What is your process for real estate appraisals?

Every appraisal is slightly different, especially when working with unique or complex properties. At Mosaic Property Valuations, we pride ourselves on remaining adaptable to our clients’ varied needs. In general, our process involves the following:

  1. Our experts speak with the potential client to get information about the property to be appraised and to provide details about our process, pricing, or timeline.
  2. Once our potential client’s questions are answered satisfactorily, then Mosaic Property Valuations can be engaged to complete the appraisal.
  3. Once engaged, we then strategically designate appraisal tasks to the team members whose knowledge, skills, and experience best suit the situation at hand.
  4. Our team maintains communication with the client every step of the way, ensuring the appraisal is completed within the agreed timeframe.
  5. Upon delivery of the appraisal, the client has the opportunity to ask us questions about our report or engage us in any consulting or auxiliary services as needed.

How do you ensure accuracy in your appraisals?

The accuracy of real estate appraisals, which represent an expert’s opinion on value, is influenced by the uniqueness of each property and the dynamics of the market where it is located.

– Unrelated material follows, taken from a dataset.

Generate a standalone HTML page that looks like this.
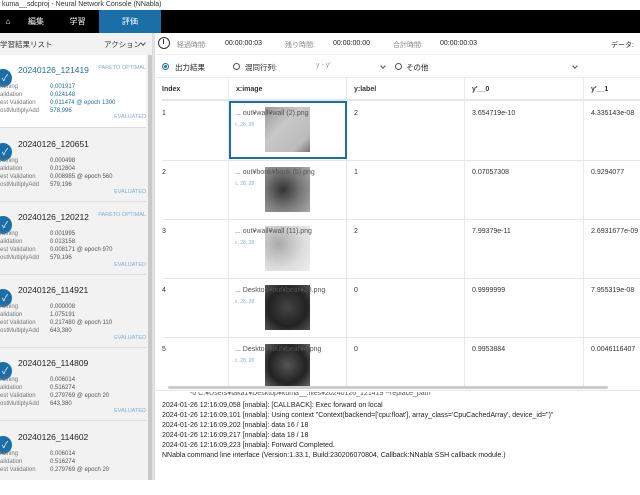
<!DOCTYPE html>
<html><head><meta charset="utf-8"><style>
*{box-sizing:border-box;margin:0;padding:0}
body{width:640px;height:480px;overflow:hidden;background:#fff;font-family:"Liberation Sans","Noto Sans CJK JP",sans-serif;position:relative;color:#222}
.a{position:absolute;white-space:nowrap}
.tb{left:0;top:0;width:640px;height:10px;background:#fff;font-size:7px;color:#333;line-height:10px}
.nav{left:0;top:10px;width:640px;height:23px;background:#000}
.tab{position:absolute;top:0;height:23px;line-height:23px;color:#fff;font-size:8px;text-align:center}
.lp{left:0;top:33px;width:152px;height:447px;background:#f2f2f2}
.item{position:absolute;left:0;width:146px;height:73px;border-bottom:1px solid #ddd}
.circ{position:absolute;left:-6px;top:14px;width:18px;height:18px;border-radius:50%;background:#1a6fa8;color:#fff;font-size:9px;line-height:18px;text-align:right;padding-right:4px}
.ttl{position:absolute;left:18px;top:10px;font-size:8.5px;color:#222}
.po{position:absolute;right:0;top:10px;font-size:5.5px;color:#7fb0d5}
.st{position:absolute;left:0;font-size:6px;color:#777}
.sv{position:absolute;left:50px;font-size:6px;color:#555}
.ev{position:absolute;right:0;top:60px;font-size:5.5px;color:#7fb0d5}
.hl{position:absolute;left:162px;height:1px;background:#e6e6e6;width:478px}
.vl{position:absolute;width:1px;background:#e8e8e8;top:78px;height:308px}
.c{position:absolute;font-size:7px;color:#333}
.img{position:absolute;width:45px;height:45px}
.fn{position:absolute;font-size:7px;color:#555}
.sz{position:absolute;font-size:5px;color:#7fb0d5}
.log{position:absolute;left:162px;font-size:7px;color:#222}
.chev{position:absolute;width:4px;height:4px;border-right:1px solid #555;border-bottom:1px solid #555;transform:rotate(45deg)}
</style></head><body>
<div class="a tb">&nbsp;kuma__sdcproj - Neural Network Console (NNabla)</div>
<div class="a nav">
 <div class="tab" style="left:0;width:16px">⌂</div>
 <div class="tab" style="left:16px;width:40px">編集</div>
 <div class="tab" style="left:56px;width:43px">学習</div>
 <div class="tab" style="left:99px;width:62px;background:#1a6fa8">評価</div>
</div>
<div class="a lp">
 <div class="a" style="left:0;top:6px;font-size:7.5px;color:#333">学習結果リスト</div>
 <div class="a" style="left:104px;top:6px;font-size:7.5px;color:#333">アクション</div>
 <div class="chev" style="left:141px;top:8px"></div>
 <div class="a" style="left:148px;top:22px;width:4px;height:425px;background:#c8c8c8"></div>
 <div class="item" style="top:22px;background:#fff">
  <div class="circ">✓</div><div class="ttl" style="color:#1a6fa8">20240126_121419</div><div class="po">PARETO OPTIMAL</div>
  <div class="st" style="top:29px">raining</div><div class="sv" style="top:29px;color:#1a6fa8">0.001917</div>
  <div class="st" style="top:37px">alidation</div><div class="sv" style="top:37px;color:#1a6fa8">0.024148</div>
  <div class="st" style="top:45px">est Validation</div><div class="sv" style="top:45px;color:#1a6fa8">0.011474 @ epoch 1300</div>
  <div class="st" style="top:53px">ostMultiplyAdd</div><div class="sv" style="top:53px;color:#1a6fa8">578,996</div>
  <div class="ev" style="top:59px">EVALUATED</div></div>
 <div class="item" style="top:96px">
  <div class="circ">✓</div><div class="ttl">20240126_120651</div>
  <div class="st" style="top:29px">raining</div><div class="sv" style="top:29px">0.000498</div>
  <div class="st" style="top:37px">alidation</div><div class="sv" style="top:37px">0.012804</div>
  <div class="st" style="top:45px">est Validation</div><div class="sv" style="top:45px">0.008985 @ epoch 560</div>
  <div class="st" style="top:53px">ostMultiplyAdd</div><div class="sv" style="top:53px">579,196</div>
  <div class="ev">EVALUATED</div></div>
 <div class="item" style="top:169px">
  <div class="circ">✓</div><div class="ttl">20240126_120212</div><div class="po">PARETO OPTIMAL</div>
  <div class="st" style="top:29px">raining</div><div class="sv" style="top:29px">0.001995</div>
  <div class="st" style="top:37px">alidation</div><div class="sv" style="top:37px">0.013158</div>
  <div class="st" style="top:45px">est Validation</div><div class="sv" style="top:45px">0.008171 @ epoch 970</div>
  <div class="st" style="top:53px">ostMultiplyAdd</div><div class="sv" style="top:53px">579,196</div>
  <div class="ev">EVALUATED</div></div>
 <div class="item" style="top:242px">
  <div class="circ">✓</div><div class="ttl">20240126_114921</div>
  <div class="st" style="top:29px">raining</div><div class="sv" style="top:29px">0.000008</div>
  <div class="st" style="top:37px">alidation</div><div class="sv" style="top:37px">1.075191</div>
  <div class="st" style="top:45px">est Validation</div><div class="sv" style="top:45px">0.217480 @ epoch 110</div>
  <div class="st" style="top:53px">ostMultiplyAdd</div><div class="sv" style="top:53px">643,380</div>
  <div class="ev">EVALUATED</div></div>
 <div class="item" style="top:315px">
  <div class="circ">✓</div><div class="ttl">20240126_114809</div>
  <div class="st" style="top:29px">raining</div><div class="sv" style="top:29px">0.006014</div>
  <div class="st" style="top:37px">alidation</div><div class="sv" style="top:37px">0.516274</div>
  <div class="st" style="top:45px">est Validation</div><div class="sv" style="top:45px">0.279769 @ epoch 20</div>
  <div class="st" style="top:53px">ostMultiplyAdd</div><div class="sv" style="top:53px">643,380</div>
  <div class="ev">EVALUATED</div></div>
 <div class="item" style="top:389px;border:none">
  <div class="circ">✓</div><div class="ttl">20240126_114602</div>
  <div class="st" style="top:29px">raining</div><div class="sv" style="top:29px">0.006014</div>
  <div class="st" style="top:37px">alidation</div><div class="sv" style="top:37px">0.516274</div>
  <div class="st" style="top:45px">est Validation</div><div class="sv" style="top:45px">0.279769 @ epoch 20</div></div>
</div>
<div class="a" style="left:152px;top:33px;width:3px;height:447px;background:#e0e0e0"></div>
<div class="a" style="left:155px;top:33px;width:485px;height:22px;border-bottom:1px solid #eee"></div>
<div class="a" style="left:158px;top:37px;width:12px;height:12px;border:1.3px solid #333;border-radius:50%"></div>
<div class="a" style="left:163px;top:39px;width:1.3px;height:5px;background:#333"></div>
<div class="a" style="left:177px;top:40px;font-size:7px;color:#888">経過時間:</div>
<div class="a" style="left:225px;top:40px;font-size:7px">00:00:00:03</div>
<div class="a" style="left:285px;top:40px;font-size:7px;color:#888">残り時間:</div>
<div class="a" style="left:333px;top:40px;font-size:7px">00:00:00:00</div>
<div class="a" style="left:393px;top:40px;font-size:7px;color:#888">合計時間:</div>
<div class="a" style="left:440px;top:40px;font-size:7px">00:00:00:03</div>
<div class="a" style="left:611px;top:40px;font-size:7px">データ:</div>
<div class="a" style="left:155px;top:55px;width:485px;height:23px;border-bottom:1px solid #eee"></div>
<div class="a" style="left:162px;top:63px;width:7px;height:7px;border:1.2px solid #1a6fa8;border-radius:50%;padding:1px"><div style="width:100%;height:100%;border-radius:50%;background:#1a6fa8"></div></div>
<div class="a" style="left:175px;top:62px;font-size:7.5px">出力結果</div>
<div class="a" style="left:233px;top:63px;width:7px;height:7px;border:1px solid #555;border-radius:50%"></div>
<div class="a" style="left:245px;top:62px;font-size:7.5px">混同行列:</div>
<div class="a" style="left:316px;top:62px;font-size:7px;color:#999">y - y'</div>
<div class="chev" style="left:381px;top:64px"></div>
<div class="a" style="left:395px;top:63px;width:7px;height:7px;border:1px solid #555;border-radius:50%"></div>
<div class="a" style="left:406px;top:62px;font-size:7.5px">その他</div>
<div class="chev" style="left:573px;top:64px"></div>
<div class="c" style="left:162px;top:86px;font-weight:bold">Index</div>
<div class="c" style="left:236px;top:86px;font-weight:bold">x:image</div>
<div class="c" style="left:354px;top:86px;font-weight:bold">y:label</div>
<div class="c" style="left:472px;top:86px;font-weight:bold">y'__0</div>
<div class="c" style="left:591px;top:86px;font-weight:bold">y'__1</div>
<div class="hl" style="top:99px;height:2px"></div>
<div class="vl" style="left:228px"></div><div class="vl" style="left:346px"></div><div class="vl" style="left:464px"></div><div class="vl" style="left:583px"></div>
<div class="hl" style="top:160px"></div><div class="hl" style="top:219px"></div><div class="hl" style="top:278px"></div><div class="hl" style="top:337px"></div>
<div class="img" style="left:265px;top:107px;background:linear-gradient(135deg,#999,#c8c8c8 40%,#bbb 80%,#777)"></div>
<div class="img" style="left:265px;top:167px;background:radial-gradient(circle at 40% 50%,#333,#777 50%,#aaa)"></div>
<div class="img" style="left:265px;top:226px;background:radial-gradient(circle at 30% 40%,#aaa,#ddd 60%,#eee)"></div>
<div class="img" style="left:265px;top:285px;background:radial-gradient(circle at 50% 50%,#444,#222 60%,#555)"></div>
<div class="img" style="left:265px;top:344px;height:42px;background:radial-gradient(circle at 50% 50%,#555,#222 60%,#666)"></div>
<div class="a" style="left:229px;top:101px;width:118px;height:58px;border:2px solid #1a6fa8"></div>
<div class="c" style="left:162px;top:110px">1</div><div class="fn" style="left:235px;top:110px">... out¥wall¥wall (2).png</div><div class="sz" style="left:235px;top:122px">c, 28, 28</div>
<div class="c" style="left:354px;top:110px">2</div><div class="c" style="left:472px;top:110px">3.654719e-10</div><div class="c" style="left:591px;top:110px">4.335143e-08</div>
<div class="c" style="left:162px;top:169px">2</div><div class="fn" style="left:235px;top:169px">... out¥bonk¥bonk (5).png</div><div class="sz" style="left:235px;top:181px">c, 28, 28</div>
<div class="c" style="left:354px;top:169px">1</div><div class="c" style="left:472px;top:169px">0.07057308</div><div class="c" style="left:591px;top:169px">0.9294077</div>
<div class="c" style="left:162px;top:228px">3</div><div class="fn" style="left:235px;top:228px">... out¥wall¥wall (11).png</div><div class="sz" style="left:235px;top:240px">c, 28, 28</div>
<div class="c" style="left:354px;top:228px">2</div><div class="c" style="left:472px;top:228px">7.99379e-11</div><div class="c" style="left:591px;top:228px">2.6931677e-09</div>
<div class="c" style="left:162px;top:287px">4</div><div class="fn" style="left:235px;top:287px">... Desktop¥out¥bear¥28.png</div><div class="sz" style="left:235px;top:299px">c, 28, 28</div>
<div class="c" style="left:354px;top:287px">0</div><div class="c" style="left:472px;top:287px">0.9999999</div><div class="c" style="left:591px;top:287px">7.955319e-08</div>
<div class="c" style="left:162px;top:346px">5</div><div class="fn" style="left:235px;top:346px">... Desktop¥out¥bear¥4.png</div><div class="sz" style="left:235px;top:358px">c, 28, 28</div>
<div class="c" style="left:354px;top:346px">0</div><div class="c" style="left:472px;top:346px">0.9953884</div><div class="c" style="left:591px;top:346px">0.0046116407</div>
<div class="a" style="left:155px;top:386px;width:485px;height:3px;background:#fff"></div>
<div class="a" style="left:168px;top:386px;width:440px;height:3px;background:#ccc;border-radius:2px"></div>
<div class="a" style="left:155px;top:390px;width:485px;height:1px;background:#e6e6e6"></div>
<div class="log" style="left:190px;top:392px;height:6px;overflow:hidden;line-height:4px;color:#555">-o C:¥Users¥taka1¥Desktop¥kuma__.files¥20240126_121419 --replace_path</div>
<div class="log" style="top:402px">2024-01-26 12:16:09,058 [nnabla]: [CALLBACK]: Exec forward on local</div>
<div class="log" style="top:412px">2024-01-26 12:16:09,101 [nnabla]: Using context "Context(backend=['cpu:float'], array_class='CpuCachedArray', device_id='')"</div>
<div class="log" style="top:422px">2024-01-26 12:16:09,202 [nnabla]: data 16 / 18</div>
<div class="log" style="top:432px">2024-01-26 12:16:09,217 [nnabla]: data 18 / 18</div>
<div class="log" style="top:442px">2024-01-26 12:16:09,223 [nnabla]: Forward Completed.</div>
<div class="log" style="top:452px">NNabla command line interface (Version:1.33.1, Build:230206070804, Callback:NNabla SSH callback module.)</div>
</body></html>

For properties with numerous similar comparables, appraisers can determine value with a high degree of certainty and accuracy. For more unique properties, determining value is more nuanced, blending analytical rigor with professional judgment.

When valuing your property’s unique potential, Mosaic accounts for every detail every time. We are fully equipped to handle more straightforward appraisals, but we specialize in unique and challenging cases. We leverage close to a century of combined industry experience and proven results to provide comprehensive, accurate appraisals.

Whose responsibility is it to provide comparables for my appraisal?

Identifying comparables is the job of the appraiser. At Mosaic Property Valuations, we utilize CoStar and other subscription databases that allow us access to market data, as well as in-office research staff to assist in this work. In addition, we can leverage our data and experience from prior appraisals, as well as lean on our professional network to gain insights from brokers and other appraisers when needed. However, if you are aware of any comparables you would like us to consider, please communicate that to your Mosaic Property Valuations appraiser as soon as possible.

What should I do if my property’s appraised value is lower than I expected?

Ultimately, an appraisal represents a professional’s well-informed opinion as governed by the Uniform Standards of Professional Appraisal Practice (USPAP) and Financial Institutions Reform, Recovery and Enforcement Act (FIRREA). Clients often have the option to dispute a valuation.

It is important to note that major revisions to an appraisal are not unheard of, but are extremely rare. At Mosaic Property Valuations, we are open to receiving additional market data that may adjust our initial valuation. However, our comprehensive approach to valuations means it is rarely needed. We also provide consulting and auxiliary services that can help you navigate a variety of different situations once you receive your valuation, from property disputes to tax appeals and more.

What standards or criteria must real estate appraisals follow?

All appraisals performed by state-certified real estate appraisers must comply with the Uniform Standards of Professional Appraisal Practice (USPAP). In addition, appraisals for lending institutions must comply with the Financial Institutions Reform, Recovery and Enforcement Act (FIRREA). Compliance with these regulations is mandated and enforced on a state level, and non-compliance can lead to sanctions and fines.

What is an MAI designation, and is it valuable?

MAI Designated Members are recognized by the Appraisal Institute, an international association of real estate appraisers, for their professional achievement and integrity. An MAI demonstrates significant experience and expertise, both complex and wide-ranging valuation abilities, commitment to ongoing professional development, and adherence to high standards of ethics and professionalism. At Mosaic Property Valuations, our office is led by two MAIs: Senior Managing Directors Arthur L. Schwertz, MAI, ASA, and D. Parker Moring, Jr., MAI.